Les poèmes que nous lisons, indissociables des fragments plus réflexifs, appartiennent à la dernière période (2016-2021) ; empreints d’une certaine mélancolie ou « taciturnité » (titre du texte liminaire), ils s’inquiètent des temps sombres dans lesquels nous entrons (le désastre écologique, numérique, politique, capitalistique, etc.). Michel Deguy, à qui il arrive de contredire Deguy par Michel, revient sur « Le tombeau de Du Bellay » (1973), écrit, réécrit des « tombeaux », dont celui d’Yves Bonnefoy avec qui, insomniaque, il dialogue longuement, bien que l’un et l’autre envisagent différemment « l’opération poétique ». Bonnefoy voulait (veut, donc) redonner au monde sa présence contre la pensée conceptuelle, tandis que Deguy, plus mallarméen, essaie d’en penser poétiquement l’altérité, la déception, l’incomparable du « bel aujourd’hui ». Pour lui, si présence il y a, elle passe par la médiation d’un « comme ».

Verticale ponte parle la langue des enfants, de la jeunesse ; La commaison, la langue des pères, de la vieillesse. Les deux extrêmes se répondent, sont contemporains ; comme le silence et la langue, ils ne sont pas deux choses mais une Chose. Le legs de la nuit au jour, de la tristesse à la joie, de la mort à la vie, de hier à demain. Donnant, donnant…

            Allora, no, no
            no diventi vecchio
            passi la mano nei tuoi capelli brizzolati
            e rimetti i tuoi occhiali.    

Martin Rueff, Verticale ponte. I poeti sconfinati, Bologna, Modo Infoshop, postfazione di Guido Mazzoni, 2021, 79 p., 15 €
Le livre est disponible à Paris à La Tour de Babel et à La libreria.

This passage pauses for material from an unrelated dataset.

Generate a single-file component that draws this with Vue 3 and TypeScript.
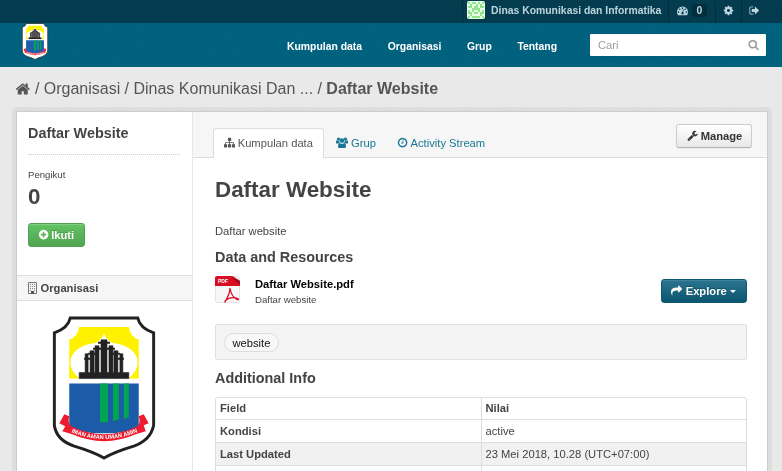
<script setup lang="ts">
interface Row { field: string; value: string }

const nav: string[] = ['Kumpulan data', 'Organisasi', 'Grup', 'Tentang']
const rows: Row[] = [
  { field: 'Kondisi', value: 'active' },
  { field: 'Last Updated', value: '23 Mei 2018, 10.28 (UTC+07:00)' },
  { field: '', value: '' },
]
// Cells of the avatar identicon that are painted green
const avatar: string[] = ['10110101', '01001010', '11011011', '00111100', '10100101', '11011011', '01000010', '10111101']
</script>

<template>
  <div class="page">
    <svg class="symbols" width="0" height="0" aria-hidden="true">
      <symbol id="crest" viewBox="0 0 104 145">
        <path d="M18 2H86Q88 12 102 17V110Q99 125 82 131Q62 137 52 143Q42 137 22 131Q4 125 2 110V17Q16 12 18 2Z" fill="#fff" stroke="#222" stroke-width="3" />
        <path d="M27 11H77Q78 20 87 24V63H77Q91 50 83 38Q77 29 60 27Q55 24 52 18Q49 24 44 27Q27 29 21 38Q13 50 27 63H17V24Q26 20 27 11Z" fill="#fff200" />
        <path d="M27 63V57H33V38H36V57H38V35H42V57H43V30H47V57H49V24H55V57H57V30H61V57H62V35H66V57H68V38H71V57H77V63Z" fill="#222" stroke="#222" stroke-width=".6" />
        <path d="M46 27H58M41 33H49M55 33H63M36 38H44M60 38H68M32 43H38M66 43H72" stroke="#222" stroke-width="2" />
        <path d="M17 68H87V112Q70 119 52 118Q34 119 17 112Z" fill="#1c5ba8" />
        <path d="M48 68H56V107H48ZM61 68H67V104L61 106ZM72 68H77V102L72 104Z" fill="#00a651" />
        <path d="M7 108L12 99L17 101Q15 108 19 111Q52 127 86 111Q89 107 87 101L92 99L97 108L92 110L94 116L84 119Q52 133 20 119L10 116L13 111Z" fill="#ed1c2e" />
        <path id="motto" d="M19 117Q52 131 87 116.500" fill="none" />
        <text class="motto"><textPath href="#motto">IMAN AMAN UMAN AMIN</textPath></text>
      </symbol>
    </svg>

    <header>
      <div class="account">
        <div class="acct user">
          <svg class="avatar" viewBox="0 0 18 18">
            <rect width="18" height="18" rx="2" fill="#e9ffe6" />
            <template v-for="(line, y) in avatar" :key="y">
              <template v-for="(cell, x) in line.split('')" :key="x">
                <rect v-if="cell === '1'" :x="1 + x * 2" :y="1 + y * 2" width="2" height="2" fill="#8be587" />
              </template>
            </template>
          </svg>
          <span>Dinas Komunikasi dan Informatika</span>
        </div>
        <div class="acct dash">
          <svg class="fa" viewBox="0 0 1792 1792"><path d="M384 1152q0-53-37.5-90.5t-90.500-37.500-90.500 37.500-37.500 90.500 37.500 90.500 90.500 37.500 90.500-37.500 37.500-90.500zm192-448q0-53-37.5-90.5t-90.5-37.5-90.5 37.5-37.5 90.5 37.5 90.5 90.5 37.500 90.5-37.5 37.5-90.5zm428 481l101-382q6-26-7.500-48.500t-38.500-29.500-48 6.500-30 39.500l-101 382q-60 5-107 43.500t-63 98.500q-20 77 20 146t117 89 146-20 89-117q16-60-6-117t-72-91zm660-33q0-53-37.500-90.500t-90.500-37.500-90.500 37.500-37.500 90.500 37.500 90.500 90.500 37.500 90.500-37.500 37.500-90.500zm-640-640q0-53-37.500-90.500t-90.500-37.500-90.500 37.500-37.500 90.500 37.500 90.500 90.500 37.500 90.500-37.500 37.500-90.500zm448 192q0-53-37.500-90.500t-90.500-37.500-90.500 37.500-37.500 90.500 37.500 90.500 90.500 37.500 90.500-37.500 37.500-90.500zm320 448q0 261-141 483-19 29-54 29h-1402q-35 0-54-29-141-221-141-483 0-182 71-348t191-286 286-191 348-71 348 71 286 191 191 286 71 348z" /></svg>
          <b class="count">0</b>
        </div>
        <div class="acct cog">
          <svg class="fa" viewBox="0 0 1792 1792"><path d="M1152 896q0-106-75-181t-181-75-181 75-75 181 75 181 181 75 181-75 75-181zm512-109v222q0 12-8 23t-20 13l-185 28q-19 54-39 91 35 50 107 138 10 12 10 25t-9 23q-27 37-99 108t-94 71q-12 0-26-9l-138-108q-44 23-91 38-16 136-29 186-7 28-36 28h-222q-14 0-24.500-8.500t-11.500-21.500l-28-184q-49-16-90-37l-141 107q-10 9-25 9-14 0-25-11-126-114-165-168-7-10-7-23 0-12 8-23 15-21 51-66.500t54-70.500q-27-50-41-99l-183-27q-13-2-21-12.500t-8-23.500v-222q0-12 8-23t19-13l186-28q14-46 39-92-40-57-107-138-10-12-10-24 0-10 9-23 26-36 98.500-107.500t94.500-71.500q13 0 26 10l138 107q44-23 91-38 16-136 29-186 7-28 36-28h222q14 0 24.500 8.500t11.500 21.500l28 184q49 16 90 37l142-107q9-9 24-9 13 0 25 10 129 119 165 170 7 8 7 22 0 12-8 23-15 21-51 66.500t-54 70.500q26 50 41 98l183 28q13 2 21 12.500t8 23.500z" /></svg>
        </div>
        <div class="acct out">
          <svg class="fa" viewBox="0 0 1792 1792"><path d="M704 1440q0 4 1 20t.5 26.500-3 23.500-10 19.500-20.500 6.500h-320q-119 0-203.500-84.500t-84.500-203.500v-704q0-119 84.500-203.500t203.500-84.500h320q13 0 22.500 9.500t9.500 22.500q0 4 1 20t.5 26.500-3 23.500-10 19.500-20.500 6.500h-320q-66 0-113 47t-47 113v704q0 66 47 113t113 47h312l11.500 1 11.500 3 8 5.500 7 9 2 13.500zm928-544q0 26-19 45l-544 544q-19 19-45 19t-45-19-19-45v-288h-448q-26 0-45-19t-19-45v-384q0-26 19-45t45-19h448v-288q0-26 19-45t45-19 45 19l544 544q19 19 19 45z" /></svg>
        </div>
      </div>
      <div class="masthead">
        <svg class="brand" viewBox="0 0 104 145"><use href="#crest" /></svg>
        <nav><a v-for="item in nav" :key="item">{{ item }}</a></nav>
        <div class="search">
          <span>Cari</span>
          <svg class="fa" viewBox="0 0 1792 1792"><path d="M1216 832q0-185-131.500-316.500t-316.500-131.500-316.500 131.500-131.500 316.500 131.500 316.500 316.500 131.500 316.500-131.500 131.500-316.500zm512 832q0 52-38 90t-90 38q-54 0-90-38l-343-342q-179 124-399 124-143 0-273.500-55.500t-225-150-150-225-55.500-273.500 55.500-273.500 150-225 225-150 273.500-55.500 273.500 55.500 225 150 150 225 55.500 273.500q0 220-124 399l343 343q37 37 37 90z" /></svg>
        </div>
      </div>
    </header>

    <div class="crumbs">
      <svg class="home" viewBox="0 0 1792 1792"><path d="M1472 992v480q0 26-19 45t-45 19h-384v-384h-256v384h-384q-26 0-45-19t-19-45v-480q0-1 .5-3t.5-3l575-474 575 474q1 2 1 6zm223-69l-62 74q-8 9-21 11h-3q-13 0-21-7l-692-577-692 577q-12 8-24 7-13-2-21-11l-62-74q-8-10-7-23.500t11-21.500l719-599q32-26 76-26t76 26l244 204v-195q0-14 9-23t23-9h192q14 0 23 9t9 23v408l219 182q10 8 11 21.500t-7 23.500z" /></svg>
      <span>/</span><span>Organisasi</span><span>/</span><span>Dinas Komunikasi Dan ...</span><span>/</span><b>Daftar Website</b>
    </div>

    <svg class="grain" aria-hidden="true">
      <filter id="grain"><feTurbulence type="fractalNoise" baseFrequency="0.45" numOctaves="2" seed="4" /><feColorMatrix values="0.33 0.33 0.33 0 0  0.33 0.33 0.33 0 0  0.33 0.33 0.33 0 0  0 0 0 0 1" /></filter>
      <rect width="100%" height="100%" filter="url(#grain)" />
    </svg>

    <div class="wrapper">
      <aside>
        <div class="info">
          <h2>Daftar Website</h2>
          <div class="follow">
            <small>Pengikut</small>
            <strong>0</strong>
          </div>
          <button class="btn green">
            <svg class="fa" viewBox="0 0 1792 1792"><path d="M1344 960v-128q0-26-19-45t-45-19h-256v-256q0-26-19-45t-45-19h-128q-26 0-45 19t-19 45v256h-256q-26 0-45 19t-19 45v128q0 26 19 45t45 19h256v256q0 26 19 45t45 19h128q26 0 45-19t19-45v-256h256q26 0 45-19t19-45zm320-64q0 209-103 385.500t-279.500 279.500-385.500 103-385.500-103-279.500-279.500-103-385.500 103-385.500 279.500-279.500 385.500-103 385.500 103 279.500 279.500 103 385.500z" /></svg>Ikuti
          </button>
        </div>
        <h3>
          <svg class="building" viewBox="0 0 9 12"><path d="M.5.5h8v11h-8z" fill="#f2f2f4" stroke="#857272" /><path d="M2 2.500h1M4 2.500h1M6 2.500h1M2 4.500h1M4 4.500h1M6 4.500h1M2 6.500h1M4 6.500h1M6 6.500h1M2 8.500h1M6 8.500h1" stroke="#7f8ba0" /><path d="M3 9h3v3h-3z" fill="#555" /></svg>Organisasi
        </h3>
        <svg class="crest" viewBox="0 0 104 145"><use href="#crest" /></svg>
      </aside>

      <main>
        <div class="tabs">
          <a class="tab active">
            <svg class="fa" viewBox="0 0 1792 1792"><path d="M1792 1248v320q0 40-28 68t-68 28h-320q-40 0-68-28t-28-68v-320q0-40 28-68t68-28h96v-192h-512v192h96q40 0 68 28t28 68v320q0 40-28 68t-68 28h-320q-40 0-68-28t-28-68v-320q0-40 28-68t68-28h96v-192h-512v192h96q40 0 68 28t28 68v320q0 40-28 68t-68 28h-320q-40 0-68-28t-28-68v-320q0-40 28-68t68-28h96v-192q0-52 38-90t90-38h512v-192h-96q-40 0-68-28t-28-68v-320q0-40 28-68t68-28h320q40 0 68 28t28 68v320q0 40-28 68t-68 28h-96v192h512q52 0 90 38t38 90v192h96q40 0 68 28t28 68z" /></svg>Kumpulan data
          </a>
          <a class="tab groups">
            <svg class="fa" viewBox="0 0 24 22"><circle cx="5" cy="4" r="3.300" /><circle cx="19" cy="4" r="3.300" /><circle cx="12" cy="7" r="4.600" /><path d="M0 12V9Q0 6.500 2 6.500Q4 8 6.200 7.500Q6.500 10 8 11.500Q6 11.500 5 13H2Q0 13 0 12ZM24 12V9Q24 6.500 22 6.500Q20 8 17.800 7.500Q17.500 10 16 11.500Q18 11.500 19 13H22Q24 13 24 12ZM4 19Q4 12 8 12Q12 15.500 16 12Q20 12 20 19Q20 22 17 22H7Q4 22 4 19Z" /></svg>Grup
          </a>
          <a class="tab stream">
            <svg class="fa" viewBox="0 0 1792 1792"><path d="M1024 544v448q0 14-9 23t-23 9h-320q-14 0-23-9t-9-23v-64q0-14 9-23t23-9h224v-352q0-14 9-23t23-9h64q14 0 23 9t9 23zm416 352q0-148-73-273t-198-198-273-73-273 73-198 198-73 273 73 273 198 198 273 73 273-73 198-198 73-273zm224 0q0 209-103 385.500t-279.500 279.500-385.500 103-385.500-103-279.500-279.500-103-385.500 103-385.500 279.500-279.500 385.500-103 385.500 103 279.500 279.500 103 385.500z" /></svg>Activity Stream
          </a>
          <button class="btn plain">
            <svg class="fa" viewBox="0 0 1792 1792"><path d="M448 1472q0-26-19-45t-45-19-45 19-19 45 19 45 45 19 45-19 19-45zm644-420l-682 682q-37 37-90 37-52 0-91-37l-106-108q-38-36-38-90 0-53 38-91l681-681q39 98 114.500 173.500t173.500 114.500zm634-435q0 39-23 106-47 134-164.500 217.500t-258.500 83.500q-185 0-316.500-131.500t-131.500-316.500 131.500-316.500 316.500-131.500q58 0 121.500 16.500t107.500 46.500q16 11 16 28t-16 28l-293 169v224l193 107q5-3 79-48.500t135.500-81 70.500-35.500q15 0 23.500 10t8.500 25z" /></svg>Manage
          </button>
        </div>
        <div class="content">
          <h1>Daftar Website</h1>
          <p>Daftar website</p>
          <h2>Data and Resources</h2>
          <div class="resource">
            <svg class="pdf" viewBox="0 0 25 27">
              <rect x=".5" y=".5" width="24" height="26" rx="2" fill="#f7f7f7" stroke="#e4e4e4" />
              <path d="M0 10V2Q0 0 2 0H17L25 5V10Z" fill="#d80f24" /><path d="M17 0L25 5V8Q20 7 17 0Z" fill="#a90d1c" />
              <text x="3" y="7" class="pdf-label">PDF</text>
              <path d="M15 12Q15 17 10.500 25Q9 27 10.500 24.500Q15 20 23 22.500Q24 24 22 23.500Q16 20 15 12Z" fill="none" stroke="#d80f24" stroke-width="1.300" />
            </svg>
            <div class="file"><b>Daftar Website.pdf</b><small>Daftar website</small></div>
            <button class="btn blue">
              <svg class="fa" viewBox="0 0 1792 1792"><path d="M1792 640q0 26-19 45l-512 512q-19 19-45 19t-45-19-19-45v-256h-224q-98 0-175.500 6t-154 21.500-133 42.500-105.500 69.500-80 101-48.500 138.500-17.500 181q0 55 5 123 0 6 2.500 23.500t2.500 26.500q0 15-8.500 25t-23.500 10q-16 0-28-17-7-9-13-22t-13.500-30-10.500-24q-127-285-127-451 0-199 53-333 162-403 875-403h224v-256q0-26 19-45t45-19 45 19l512 512q19 19 19 45z" /></svg>Explore<i class="caret"></i>
            </button>
          </div>
          <div class="tags"><span>website</span></div>
          <h2 class="extra">Additional Info</h2>
          <div class="table">
            <div class="row"><b>Field</b><b>Nilai</b></div>
            <div v-for="(row, i) in rows" :key="i" class="row"><b>{{ row.field }}</b><span>{{ row.value }}</span></div>
          </div>
        </div>
      </main>
    </div>
  </div>
</template>

<style>
body { margin: 0; overflow: hidden; }
</style>

<style scoped>
* { box-sizing: border-box; }
.page { position: relative; width: 782px; height: 471px; overflow: hidden; background: #e8e8e8; color: #444; font: 11.2px/16px "Liberation Sans", Arial, sans-serif; }
.symbols { position: absolute; }
.motto { font: bold 5.800px "Liberation Sans", Arial, sans-serif; fill: #fff; }
.fa { width: 11.2px; height: 11.2px; fill: currentColor; flex: none; }
.grain { position: absolute; left: 0; top: 0; width: 782px; height: 471px; opacity: .16; pointer-events: none; mix-blend-mode: soft-light; }
h1, h2, h3, p { margin: 0; }
small { font-size: 9.6px; }

.account { display: flex; justify-content: flex-end; height: 23px; padding-right: 16px; background: #03374a; color: #b7d3dc; font-size: 10.4px; font-weight: bold; }
.acct { display: flex; align-items: center; height: 23px; padding-bottom: 2px; border-left: 1px solid #022a38; }
.user { width: 206px; padding-left: 4px; gap: 6px; white-space: nowrap; }
.user span { line-height: 21px; }
.avatar { width: 18px; height: 18px; margin-top: -1px; }
.dash { width: 47px; padding-left: 8px; gap: 4px; }
.count { width: 15px; height: 13px; border-radius: 3px; background: #022a38; line-height: 13px; text-align: center; }
.cog { width: 26px; padding-left: 7px; }
.out { width: 25px; padding-left: 7px; }
.acct .fa { width: 11px; height: 11px; }

.masthead { display: flex; height: 44px; padding: 0 16px 0 21px; background: #005d7a; }
.brand { width: 28px; height: 37px; }
nav { display: flex; gap: 25.6px; margin-left: 238px; color: #fff; font-size: 10.4px; font-weight: bold; line-height: 47px; white-space: nowrap; }
.search { display: flex; align-items: center; justify-content: space-between; width: 176px; height: 22px; margin: 11px 0 0 auto; padding: 0 7px 0 8px; border-radius: 1px; background: #fff; color: #999; font-size: 11.2px; box-shadow: 0 0 1px #003647; }

.crumbs { display: flex; gap: 4.400px; height: 44px; padding-left: 15px; color: #505050; font-size: 16px; line-height: 43px; white-space: nowrap; }
.home { width: 15.500px; height: 16px; margin: 13.500px 0 0; fill: #505050; }

.wrapper { position: relative; display: flex; width: 752px; height: 370px; margin-left: 16px; border: 1px solid #ccc; border-radius: 2px 2px 0 0; background: #fff; box-shadow: 0 0 0 4px rgba(0, 0, 0, .05); }
aside { width: 176px; flex: none; border-right: 1px solid #e6e6e6; }
.info { height: 163px; padding: 11px 12px 0 11px; }
h2 { font-size: 14.4px; line-height: 20px; }
.info h2 { height: 32px; border-bottom: 1px dotted #ccc; }
.follow { display: flex; flex-direction: column; margin-top: 12px; }
.follow strong { font-size: 22.4px; line-height: 28px; }
.btn { display: flex; align-items: center; height: 24px; padding: 0; border: 1px solid; border-radius: 3px; font: bold 11.2px/22px "Liberation Sans", Arial, sans-serif; white-space: nowrap; }
.green { width: 57px; margin-top: 12px; padding-left: 9px; gap: 2px; border-color: #4fa14f; background: linear-gradient(#62c462, #51a351); color: #fff; text-shadow: 0 -1px 0 rgba(0, 0, 0, .25); box-shadow: inset 0 1px 0 rgba(255, 255, 255, .2); }
h3 { display: flex; align-items: center; height: 26px; padding-left: 11px; border: solid #ddd; border-width: 1px 0; background: #f6f6f6; font-size: 11.2px; gap: 3.500px; }
.building { width: 9px; height: 12px; }
.crest { display: block; width: 104px; height: 144px; margin: 15px 0 0 34.500px; }

main { flex: 1; }
.tabs { display: flex; height: 46px; padding: 16px 15px 0 20px; border-bottom: 1px solid #ddd; background: #f6f6f6; color: #187794; }
.tab { display: flex; align-items: center; gap: 3px; height: 29px; white-space: nowrap; }
.active { width: 111px; height: 30px; padding: 0 0 2px 9.500px; border: 1px solid #ddd; border-bottom: 0; border-radius: 3px 3px 0 0; background: #fff; color: #555; }
.groups { margin-left: 12px; }
.groups .fa { width: 12px; }
.stream { margin-left: 21px; gap: 2.500px; }
.plain { width: 76px; margin: -4px 0 0 auto; padding-left: 9.500px; gap: 3px; border-color: #ccc #ccc #b3b3b3; background: linear-gradient(#fff, #e8e8e8); color: #333; box-shadow: 0 1px 1px rgba(0, 0, 0, .05); }
.content { padding: 18px 20px 0 22px; }
h1 { font-size: 22.4px; line-height: 28px; }
.content p { margin-top: 19px; }
.content h2 { margin-top: 8px; }
.resource { display: flex; height: 57px; padding-top: 9px; }
.pdf { width: 25px; height: 27px; }
.pdf-label { font: bold 5px "Liberation Sans", Arial, sans-serif; fill: #fff; }
.file { display: flex; flex-direction: column; margin-left: 15px; }
.file b { color: #000; }
.blue { width: 86px; margin: 3px 0 0 auto; padding-left: 9px; gap: 3.500px; border-color: #0d5a74; background: linear-gradient(#2b7590, #0b566e); color: #fff; text-shadow: 0 -1px 0 rgba(0, 0, 0, .25); box-shadow: inset 0 1px 0 rgba(255, 255, 255, .1); }
.caret { border: 3px solid transparent; border-top-color: #fff; border-bottom: 0; }
.tags { height: 36px; padding: 8px; border: 1px solid #e0e0e0; border-radius: 2px; background: #f4f4f4; color: #111; }
.tags span { display: inline-block; height: 19px; padding: 0 8px 0 7.500px; border: 1px solid #ddd; border-radius: 10px; background: #f8f8f8; line-height: 19px; }
.content .extra { margin-top: 8px; }
.table { margin-top: 9px; border: 1px solid #ddd; border-radius: 3px 3px 0 0; }
.row { display: grid; grid-template-columns: 265px 1fr; height: 23px; border-top: 1px solid #ddd; line-height: 22px; }
.row:first-child { height: 21px; border-top: 0; line-height: 20px; }
.row:nth-child(3) { background: #f1f1f1; }
.row > * { padding-left: 4px; }
.row > :last-child { padding-left: 3.500px; border-left: 1px solid #ddd; }
</style>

Michel Deguy, La Commaison, poèmes (2016-2021), précédé de Taciturnité, postface de Martin Rueff, Éditions L’extrême contemporain, 2022, 193 p., 18 €

Michel Deguy vient de nous quitter, nous savions qu’il luttait avec un courage exemplaire contre la maladie. Cet article était déjà écrit au moment de son décès. Modeste hommage, donc. Deuil de la poésie.